Here's the 1st thing Dr. Fauci is ordering post-pandemic

When the pandemic is over, Dr. Anthony Fauci already knows his first food order at the local bar: a beer and a burger.

In a recent interview with Los Angeles radio station 94.7 The Wave, the director of the National Institute for Allergy and Infectious Diseases explained that's one of the things he misses the most.

Fauci said his wife, nurse and bioethicist Christine Grady, works with him at the National Institute of Health. They typically get home late, since they both fall "in the category of workaholics."

"And what I used to like a lot, was rather than go home and cook, on the way home stop at a favorite small restaurant or a bar and sit there and have a beer and a hamburger and just relax," he said, adding they have not been to a sit-down restaurant since February. "Everything we've done is take out," he said. "I'd like to get back to that kind of normality, just to sort of reconnect with the way things were when they were normal."

Related: "Even though I can cook at home, several nights a week I go out for takeout purely to support those places," Dr. Fauci said.
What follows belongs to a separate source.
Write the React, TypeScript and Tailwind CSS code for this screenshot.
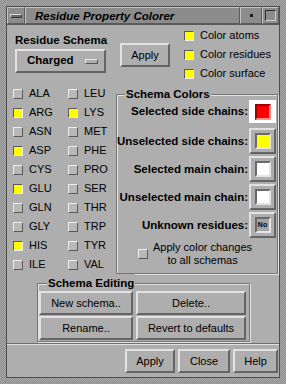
import React from "react";

const raised =
  "border-2 border-t-[#e2e2e2] border-l-[#e2e2e2] border-b-[#646464] border-r-[#646464]";
const font = "font-['Liberation_Sans',Arial,sans-serif]";

function Btn({ children, className = "" }: { children?: React.ReactNode; className?: string }) {
  return (
    <div className={`${raised} bg-[#aeaeae] flex items-center justify-center text-[11px] text-black ${className}`}>
      {children}
    </div>
  );
}

function Toggle({ on }: { on: boolean }) {
  return (
    <div
      className={`w-[10px] h-[10px] shrink-0 border ${
        on
          ? "bg-[#ffff00] border-t-[#5a5a5a] border-l-[#5a5a5a] border-b-[#eeeeee] border-r-[#eeeeee]"
          : "bg-[#b8b8b8] border-t-[#eeeeee] border-l-[#eeeeee] border-b-[#5a5a5a] border-r-[#5a5a5a]"
      }`}
    />
  );
}

const residues: [string, boolean, string, boolean][] = [
  ["ALA", false, "LEU", false],
  ["ARG", true, "LYS", true],
  ["ASN", false, "MET", false],
  ["ASP", true, "PHE", false],
  ["CYS", false, "PRO", false],
  ["GLU", true, "SER", false],
  ["GLN", false, "THR", false],
  ["GLY", false, "TRP", false],
  ["HIS", true, "TYR", false],
  ["ILE", false, "VAL", false],
];

function ColorRow({ label, children }: { label: string; children: React.ReactNode }) {
  return (
    <div className="flex items-start justify-end h-[28px]">
      <span className="font-bold text-[11.5px] leading-[26px] mr-[1px] whitespace-nowrap">{label}</span>
      {children}
    </div>
  );
}

function Swatch({ color }: { color: string }) {
  return (
    <div className={`${raised} w-[27px] h-[26px] flex items-center justify-center bg-[#aeaeae]`}>
      <div
        className="w-[16px] h-[16px] border-2 border-t-[#6a6a6a] border-l-[#6a6a6a] border-b-[#e4e4e4] border-r-[#e4e4e4]"
        style={{ backgroundColor: color }}
      />
    </div>
  );
}

export default function App() {
  const etched =
    "border border-[#777777] shadow-[inset_1px_1px_0_#e2e2e2,1px_1px_0_#e2e2e2]";
  return (
    <div
      className={`${font} w-[286px] h-[384px] p-[6px] bg-[repeating-conic-gradient(#8e8e8e_0_25%,#a6a6a6_0_50%)] bg-[length:2px_2px] text-black`}
    >
      <div className="w-[274px] h-[372px] border border-[#4e4e4e] flex flex-col">
        {/* title bar */}
        <div className="h-[18px] flex bg-[#8c8c8c] border-b border-[#5a5a5a]">
          <div className="w-[18px] h-full border border-t-[#c4c4c4] border-l-[#c4c4c4] border-b-[#5a5a5a] border-r-[#5a5a5a] flex items-center justify-center">
            <div className="w-[12px] h-[4px] bg-[#6a6a6a] border border-t-[#d8d8d8] border-l-[#d8d8d8] border-b-[#3a3a3a] border-r-[#3a3a3a]" />
          </div>
          <div className="flex-1 h-full border border-t-[#c4c4c4] border-l-[#c4c4c4] border-b-[#5a5a5a] border-r-[#5a5a5a] flex items-center pl-[9px]">
            <span className="font-bold italic text-[11.5px] leading-[14px] whitespace-nowrap">
              Residue Property Colorer
            </span>
          </div>
          <div className="w-[22px] h-full border border-t-[#c4c4c4] border-l-[#c4c4c4] border-b-[#5a5a5a] border-r-[#5a5a5a] flex items-center justify-center">
            <div className="w-[3px] h-[3px] bg-[#1a1a1a]" />
          </div>
          <div className="w-[17px] h-full border border-t-[#c4c4c4] border-l-[#c4c4c4] border-b-[#5a5a5a] border-r-[#5a5a5a] flex items-center justify-center">
            <div className="w-[11px] h-[11px] border border-t-[#2a2a2a] border-l-[#2a2a2a] border-b-[#d0d0d0] border-r-[#d0d0d0]" />
          </div>
        </div>

        {/* client */}
        <div className="flex-1 bg-[#aeaeae] flex flex-col">
          {/* top row */}
          <div className="flex h-[59px]">
            <div className="ml-[8px] w-[91px]">
              <div className="mt-[8px] h-[14px] leading-[14px] font-bold text-[11.5px] whitespace-nowrap">
                Residue Schema
              </div>
              <div className={`${raised} mt-[2px] h-[24px] flex items-center pl-[10px] pr-[4px]`}>
                <span className="font-bold text-[11.5px] flex-1">Charged</span>
                <div className="w-[13px] h-[5px] mr-[2px] border border-t-[#e8e8e8] border-l-[#e8e8e8] border-b-[#555] border-r-[#555]" />
              </div>
            </div>
            <Btn className="ml-[14px] mt-[18px] w-[50px] h-[24px]">Apply</Btn>
            <div className="ml-[14px] mt-[1px] flex flex-col">
              {["Color atoms", "Color residues", "Color surface"].map((t) => (
                <div key={t} className="h-[19px] flex items-center gap-[6px]">
                  <Toggle on={true} />
                  <span className="text-[11px] whitespace-nowrap">{t}</span>
                </div>
              ))}
            </div>
          </div>

          {/* body */}
          <div className="flex">
            <div className="w-[109px] pl-[6px] flex flex-col">
              {residues.map(([a, ao, b, bo]) => (
                <div key={a} className="h-[19px] flex items-center">
                  <div className="w-[55px] flex items-center gap-[6px]">
                    <Toggle on={ao} />
                    <span className="text-[11px]">{a}</span>
                  </div>
                  <div className="flex items-center gap-[6px]">
                    <Toggle on={bo} />
                    <span className="text-[11px]">{b}</span>
                  </div>
                </div>
              ))}
            </div>
            <fieldset className={`w-[162px] h-[190px] m-0 p-0 ${etched} pr-[1px] self-start`}>
              <legend className="ml-[8px] px-[1px] bg-[#aeaeae] font-bold text-[11.5px] leading-[20px]">
                Schema Colors
              </legend>
              <div className="-mt-[4px] flex flex-col">
                <div className="flex items-start justify-end h-[28px]">
                  <span className="font-bold text-[11.5px] leading-[23px] mr-[1px] whitespace-nowrap">
                    Selected side chains:
                  </span>
                  <div className="w-[27px] h-[23px] bg-white flex items-center justify-center">
                    <div className="w-[16px] h-[16px] border-2 border-t-[#a00000] border-l-[#a00000] border-b-[#ff9090] border-r-[#ff9090] bg-[#ff0000]" />
                  </div>
                </div>
                <ColorRow label="Unselected side chains:">
                  <Swatch color="#ffff00" />
                </ColorRow>
                <ColorRow label="Selected main chain:">
                  <Swatch color="#ffffff" />
                </ColorRow>
                <ColorRow label="Unselected main chain:">
                  <Swatch color="#ffffff" />
                </ColorRow>
                <ColorRow label="Unknown residues:">
                  <div className={`${raised} w-[27px] h-[26px] flex items-center justify-center bg-[#aeaeae]`}>
                    <div className="w-[16px] h-[16px] border-2 border-t-[#6a6a6a] border-l-[#6a6a6a] border-b-[#e4e4e4] border-r-[#e4e4e4] bg-[#a4a4a4] flex items-center justify-center">
                      <span className="font-bold text-[7px] leading-[8px]">No</span>
                    </div>
                  </div>
                </ColorRow>
                <div className="flex items-center pl-[21px] gap-[5px] mt-[1px]">
                  <Toggle on={false} />
                  <div className="text-[11px] leading-[13px] text-center">
                    Apply color changes
                    <br />
                    to all schemas
                  </div>
                </div>
              </div>
            </fieldset>
          </div>

          {/* schema editing */}
          <fieldset className={`ml-[30px] w-[213px] m-0 p-0 ${etched}`}>
            <legend className="ml-[9px] px-[1px] bg-[#aeaeae] font-bold text-[11.5px] leading-[18px]">
              Schema Editing
            </legend>
            <div className="-mt-[1px] pl-[1px] pb-[1px] grid grid-cols-[94px_110px] gap-x-[3px] gap-y-[1px]">
              <Btn className="h-[24px]">New schema..</Btn>
              <Btn className="h-[24px]">Delete..</Btn>
              <Btn className="h-[24px]">Rename..</Btn>
              <Btn className="h-[24px]">Revert to defaults</Btn>
            </div>
          </fieldset>

          <div className="mt-[1px] h-[2px] border-t border-t-[#6e6e6e] border-b border-b-[#e2e2e2]" />

          <div className="mt-[4px] flex justify-end gap-[3px] pr-[1px]">
            <Btn className="w-[50px] h-[24px]">Apply</Btn>
            <Btn className="w-[52px] h-[24px]">Close</Btn>
            <Btn className="w-[45px] h-[24px]">Help</Btn>
          </div>
        </div>
      </div>
    </div>
  );
}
On Wednesday, Fauci told CNBC’s Meg Tirrell during a special edition of the “Healthy Returns” conference that the United States could return to some semblance of normality by mid-fall if enough people get vaccinated against COVID-19. That would mean people could safely resume dining inside at restaurants, enjoying the theater and safely returning children to school, he said.

“So if we can get the overwhelming proportion of the population vaccinated by let’s say the end of the second, the beginning of the third quarter – by the time we get into mid-fall of 2021, we can be approaching some level of normality,” he said.

Returning to normal will require somewhere between 75% and 85% of the population to get inoculated against COVID-19, he said. That would create an “umbrella” of immunity to prevent further spread of the virus, Fauci said.

“That would be able to protect even the vulnerables who have not been vaccinated, or those in which the vaccine has not been effective,” he said.